The key words themselves are quite jarring.
“Notre Dame” and “probation” in the same sentence? What in the name of Knute Rockne is going on in South Bend?
Upon closer inspection, however, it’s clear that Brian Kelly’s highly ranked football program should be able to withstand this NCAA knuckle-rapping with little lasting fallout.
Even its relationship with former All-America cornerback and former assistant coach Todd Lyght, named in reports as the primary overstepper in the recruitment of current University of Washington linebacker Sav’ell Smalls, should emerge unscathed.
This isn’t a story about McDonald’s
Instead, Thursday’s news was more about the procedural side of the NCAA’s voluminous and arcane rulebook:
- Ten ill-timed text messages to a recruit Lyght had pegged for the wrong recruiting class.
- An impermissible off-campus meeting Lyght had with Smalls at Seattle’s Garfield High School in January 2019.
- A verboten selfie Kelly took with a recruit during a visit to a high school cafeteria in Pickerington, Ohio in October 2019. That’s where four-star wide receiver Lorenzo Styles Jr., a 2021 Notre Dame signee, played his high school ball.

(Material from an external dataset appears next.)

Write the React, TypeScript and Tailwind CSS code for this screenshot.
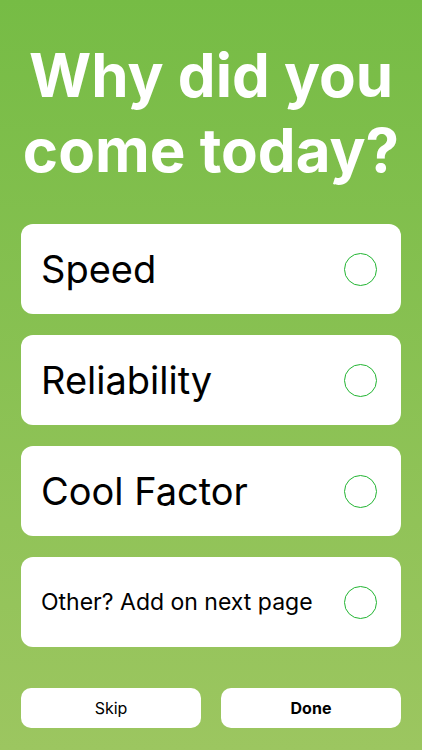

None of this is meant to diminish Notre Dame’s mistakes. Kelly and his coaches should know better. Further missteps during the one-year probation could trigger additional penalties.
However, on the four-level spectrum devised by the NCAA’s Committee on Infractions, these are Level II and Level III violations. Penalties include one less official visit, 14 fewer days for unofficial visits and a seven-day off-campus recruiting ban for the coaching staff.
Oh, and Notre Dame also must pay a $5,000 fine. For a football program with an estimated $112 million in annual revenue, including $21 million in TV rights fees alone, that figure is laughable.
“Any violation of NCAA rules is unacceptable and Notre Dame Athletics takes full responsibility for its actions in this regard,” Notre Dame athletic director Jack Swarbrick said in a statement. “While we made clear to the NCAA our view that the agreed-upon penalties exceeded the nature of the infractions, we accept the final outcome of the case.”
Lyght, Swarbrick also pointed out, is no longer employed at Notre Dame, having resigned days after coaching in the Camping World Bowl at the end of the 2019 season. The NCAA gave Lyght a six-month show-cause penalty through July 20.
At the time of Lyght’s departure after five seasons on his staff, Kelly publicly wished him well: “I’d like to thank Todd for his years of service to his alma mater. He has been a valuable part of our staff and his impact as both a player and coach here at Notre Dame will be lasting. … I’m grateful for everything Todd contributed.”
This week’s PR ding aside, that tribute remains just as applicable.